Waar de Rechtbank haar overweging dat verdachte wist dat [betrokkene 2] vaker een overval had gepleegd op heeft gebaseerd is mij niet duidelijk. Wel volgt uit de stukken dat klager [betrokkene 2] goed kende; anders had hij [betrokkene 2] niet geholpen te ontsnappen uit de jeugdinrichting tijdens diens begeleid verlof.
12.
De omstandigheid dat niet duidelijk is waarop de Rechtbank haar overweging inzake wetenschap van een overval heeft gebaseerd, behoeft nog niet tot de conclusie te leiden dat het middel terecht is voorgesteld. In het kader van de beklagprocedure behoeft immers die wetenschap nog niet vastgesteld te worden. Dat oordeel is ingeval van verbeurdverklaring aan de rechter ter terechtzitting.

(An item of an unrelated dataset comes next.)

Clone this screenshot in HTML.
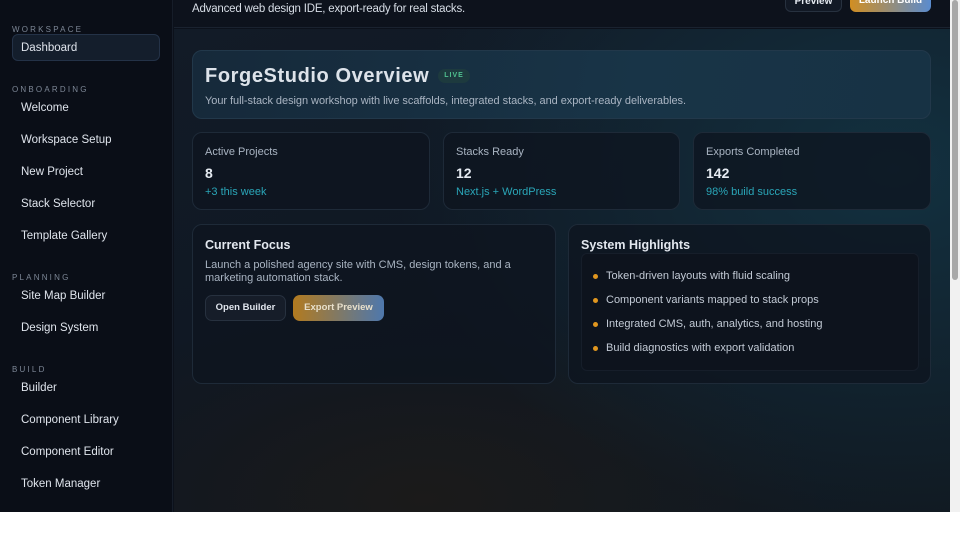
<!DOCTYPE html>
<html><head><meta charset="utf-8"><style>
*{box-sizing:border-box;margin:0;padding:0}
html,body{width:960px;height:540px;background:#fff;overflow:hidden;font-family:"Liberation Sans",sans-serif}
.app{position:absolute;left:0;top:0;width:950px;height:512px;background:#0c111b;overflow:hidden}
.side{position:absolute;left:0;top:0;width:173px;height:512px;background:#0a0e17;border-right:1px solid #161d29}
.lab{position:absolute;left:12px;font-size:8px;letter-spacing:2.2px;color:#7d8796}
.it{position:absolute;left:12px;width:148px;height:27px;padding-left:9px;line-height:27px;font-size:11.5px;color:#dfe4ec}
.it.act{background:#141e2c;border:1px solid #243247;border-radius:6px;padding-left:8px;line-height:25px}
.head{position:absolute;left:174px;top:0;width:776px;height:28px;background:#0d121c;border-bottom:1px solid #1a222f}
.main{position:absolute;left:174px;top:29px;width:776px;height:483px;background:radial-gradient(ellipse 500px 350px at 720px 140px,#133140 0%,rgba(19,49,64,0) 100%),radial-gradient(ellipse 400px 200px at 250px 470px,#1b1a1a 0%,rgba(27,26,26,0) 100%),linear-gradient(160deg,#121b27,#0f1722 60%,#111a22)}
.card{position:absolute;border:1px solid #1e2a38;border-radius:10px;background:rgba(14,20,31,0.75)}
.t{position:absolute;white-space:nowrap}
</style></head><body><div class="app">
<div class="side">
<div class="lab" style="top:25px">WORKSPACE</div>
<div class="it act" style="top:34px;line-height:26px">Dashboard</div>
<div class="lab" style="top:85px">ONBOARDING</div>
<div class="it" style="top:95px">Welcome</div>
<div class="it" style="top:127px">Workspace Setup</div>
<div class="it" style="top:159px">New Project</div>
<div class="it" style="top:191px">Stack Selector</div>
<div class="it" style="top:223px">Template Gallery</div>
<div class="lab" style="top:273px">PLANNING</div>
<div class="it" style="top:283px">Site Map Builder</div>
<div class="it" style="top:315px">Design System</div>
<div class="lab" style="top:365px">BUILD</div>
<div class="it" style="top:375px">Builder</div>
<div class="it" style="top:407px">Component Library</div>
<div class="it" style="top:439px">Component Editor</div>
<div class="it" style="top:471px">Token Manager</div>
</div>
<div class="head">
<div class="t" style="left:18px;top:3px;font-size:11.5px;color:#d7dde6;letter-spacing:-0.2px">Advanced web design IDE, export-ready for real stacks.</div>
<div style="position:absolute;left:611px;top:-10px;width:57px;height:22px;border:1px solid #27313f;border-radius:6px;background:#121925;color:#e6ebf2;font-size:10px;text-align:center;line-height:22px;font-weight:bold">Preview</div>
<div style="position:absolute;left:676px;top:-10px;width:81px;height:22px;border-radius:6px;background:linear-gradient(90deg,#d18e22,#5a8ccf);color:#fff;font-size:10px;text-align:center;line-height:22px;font-weight:bold">Launch Build</div>
</div>
<div class="main">
<div class="card" style="left:18px;top:21px;width:739px;height:69px;background:linear-gradient(100deg,#16293a,#183447 60%,#173244);border-color:#22384a">
<div class="t" style="left:12px;top:14px;font-size:20px;font-weight:bold;color:#dde3ea;letter-spacing:0.6px">ForgeStudio Overview</div>
<div class="t" style="left:245px;top:18px;width:32px;height:14px;border-radius:7px;background:#1d3a3e;color:#4fc08f;font-size:7px;letter-spacing:1px;text-align:center;line-height:14px;font-weight:bold">LIVE</div>
<div class="t" style="left:12px;top:44px;font-size:11px;color:#a9b4c2;letter-spacing:-0.05px">Your full-stack design workshop with live scaffolds, integrated stacks, and export-ready deliverables.</div>
</div>
<div class="card" style="left:18px;top:103px;width:238px;height:78px">
<div class="t" style="left:12px;top:13px;font-size:11px;color:#a9b4c2">Active Projects</div>
<div class="t" style="left:12px;top:32px;font-size:14px;font-weight:bold;color:#e6ebf2">8</div>
<div class="t" style="left:12px;top:53px;font-size:11px;color:#2aa6b8">+3 this week</div></div>
<div class="card" style="left:269px;top:103px;width:237px;height:78px">
<div class="t" style="left:12px;top:13px;font-size:11px;color:#a9b4c2">Stacks Ready</div>
<div class="t" style="left:12px;top:32px;font-size:14px;font-weight:bold;color:#e6ebf2">12</div>
<div class="t" style="left:12px;top:53px;font-size:11px;color:#2aa6b8">Next.js + WordPress</div></div>
<div class="card" style="left:519px;top:103px;width:238px;height:78px">
<div class="t" style="left:12px;top:13px;font-size:11px;color:#a9b4c2">Exports Completed</div>
<div class="t" style="left:12px;top:32px;font-size:14px;font-weight:bold;color:#e6ebf2">142</div>
<div class="t" style="left:12px;top:53px;font-size:11px;color:#2aa6b8">98% build success</div></div>
<div class="card" style="left:18px;top:195px;width:364px;height:160px">
<div class="t" style="left:12px;top:13px;font-size:12.5px;font-weight:bold;color:#e2e7ee">Current Focus</div>
<div class="t" style="left:12px;top:34px;font-size:11px;line-height:13px;color:#a9b4c2">Launch a polished agency site with CMS, design tokens, and a<br>marketing automation stack.</div>
<div class="t" style="left:12px;top:70px;width:81px;height:26px;border:1px solid #27313f;border-radius:7px;background:#161d29;color:#dfe4ec;font-size:9.5px;font-weight:bold;text-align:center;line-height:24px">Open Builder</div>
<div class="t" style="left:100px;top:70px;width:91px;height:26px;border-radius:7px;background:linear-gradient(90deg,#b27a1f,#4e78ad);color:#e8e0cc;font-size:9.5px;font-weight:bold;text-align:center;line-height:26px">Export Preview</div>
</div>
<div class="card" style="left:394px;top:195px;width:363px;height:160px">
<div class="t" style="left:12px;top:13px;font-size:12.5px;font-weight:bold;color:#e2e7ee">System Highlights</div>
<div style="position:absolute;left:12px;top:28px;width:338px;height:118px;background:#0d131d;border-radius:6px;border:1px solid #161e2a">
<div class="t" style="left:11px;top:16px;font-size:11px;color:#c2cad5"><span style="display:inline-block;width:5px;height:5px;border-radius:50%;background:#e0961f;margin-right:8px;vertical-align:middle"></span>Token-driven layouts with fluid scaling</div>
<div class="t" style="left:11px;top:40px;font-size:11px;color:#c2cad5"><span style="display:inline-block;width:5px;height:5px;border-radius:50%;background:#e0961f;margin-right:8px;vertical-align:middle"></span>Component variants mapped to stack props</div>
<div class="t" style="left:11px;top:64px;font-size:11px;color:#c2cad5"><span style="display:inline-block;width:5px;height:5px;border-radius:50%;background:#e0961f;margin-right:8px;vertical-align:middle"></span>Integrated CMS, auth, analytics, and hosting</div>
<div class="t" style="left:11px;top:88px;font-size:11px;color:#c2cad5"><span style="display:inline-block;width:5px;height:5px;border-radius:50%;background:#e0961f;margin-right:8px;vertical-align:middle"></span>Build diagnostics with export validation</div>
</div></div>
</div>
</div>
<div style="position:absolute;left:950px;top:0;width:10px;height:512px;background:#f1f1f1"></div>
<div style="position:absolute;left:952px;top:0;width:6px;height:280px;background:#a8a8a8;border-radius:3px"></div>
</body></html>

De Rechtbank heeft met haar oordeel tot uitdrukking gebracht dat zich niet het geval voordoet dat het hoogst onwaarschijnlijk is dat een strafrechter, later oordelende, de desbetreffende brommer verbeurd zal verklaren, en dat dit oordeel niet onbegrijpelijk is.
13.
Het middel faalt derhalve.
14.
Gronden waarop de Hoge Raad gebruik zou moeten maken van zijn bevoegdheid de bestreden uitspraak ambtshalve te vernietigen, heb ik niet aangetroffen.
15.
Deze conclusie strekt tot verwerping van het beroep.